N.C. A&T Hosts Online Development Workshops for Faculty

By Jamie Crockett / 06/22/2020 Academic Affairs

EAST GREENSBORO, N.C. (June 22, 2020) – The Office of Undergraduate Research and the ADVANCE Institutional Transformation (IT) project at North Carolina Agricultural and Technical State University developed a two-part online workshop series for approximately 25 N.C. A&T and Elizabeth City State University faculty members. The series, “CURE-M: A Novel Course-based Undergraduate Research Experience (CURE) Institute with Culturally Responsive Mentor CRM) Training,” was funded by a UNC System Undergraduate Research Program grant. 

“The CURE-M workshop model serves as a faculty development intervention strategy for increasing the number of students engaging in authentic undergraduate research at two historically black universities in the UNC system,” said Sherrie Allen, Ph.D., co-principal investigator and director of the ADVANCE IT project. “Training faculty to be effective mentors and cultivating learning environments that value culture and lived experiences of their students helps improve retention.”

The first component of the series, the CURE Institute, provided faculty members with a framework to incorporate research projects into their undergraduate courses. Participants defined and refined personal research goals and student goals, developed objectives and assessment measures and provided feedback to peers.

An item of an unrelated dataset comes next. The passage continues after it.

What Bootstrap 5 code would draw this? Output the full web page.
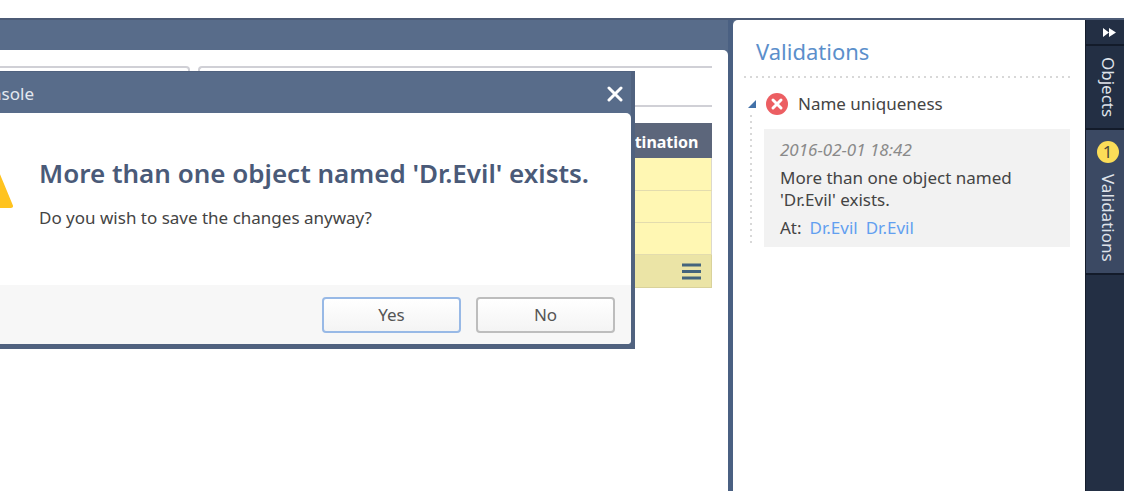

“The group worked together across institutions to think deeply about teaching and how to include and engage students in research who may have competing demands outside of the classroom,” said Erin Dolan, Ph.D., CURE Institute facilitator and professor at the University of Georgia.

Equity and inclusion of underrepresented students in research is the foundation for both the CURE Institute and the CRM component of the series.

“Mentoring is a professional imperative and reaches across differences to connect,” said Etta Ward, CRM training co-facilitator and assistant vice chancellor for research development at Indiana University-Purdue University Indianapolis (IUPUI). “A mentee drives the relationship, and the relationship must be reciprocal because both parties have something to offer each other.”

Ward and her co-facilitator Randall Roper, Ph.D., an associate professor at IUPUI and director of the Graduate Mentoring Center, set ground rules and acknowledged that just as the training participants come to the table with different identities and backgrounds, so do the students they engage.

Faculty members identified both constructive and destructive behaviors that could improve or hinder mentoring relationships.

“The group was so engaged and passionate, and at one point, we just stepped back and they ran with the conversation,” said Roper. “They really showcased the importance of building trust and showing respect and grace towards each other that we encourage in mentoring relationships.”

Participants completed eight online modules that covered topics including maintaining effective communication, establishing and aligning expectations and articulating mentoring philosophies.

“It was a pleasure collaborating and learning with colleagues from both institutions,” said Mulumebet Worku, Ph.D., principal investigator and director of the Office of Undergraduate Research at A&T. “We are here to support and extend opportunities for undergraduate students to become engaged in mentored scholarship and original research, and that starts with trainings like this that help faculty learn and effectively apply new knowledge and skills.”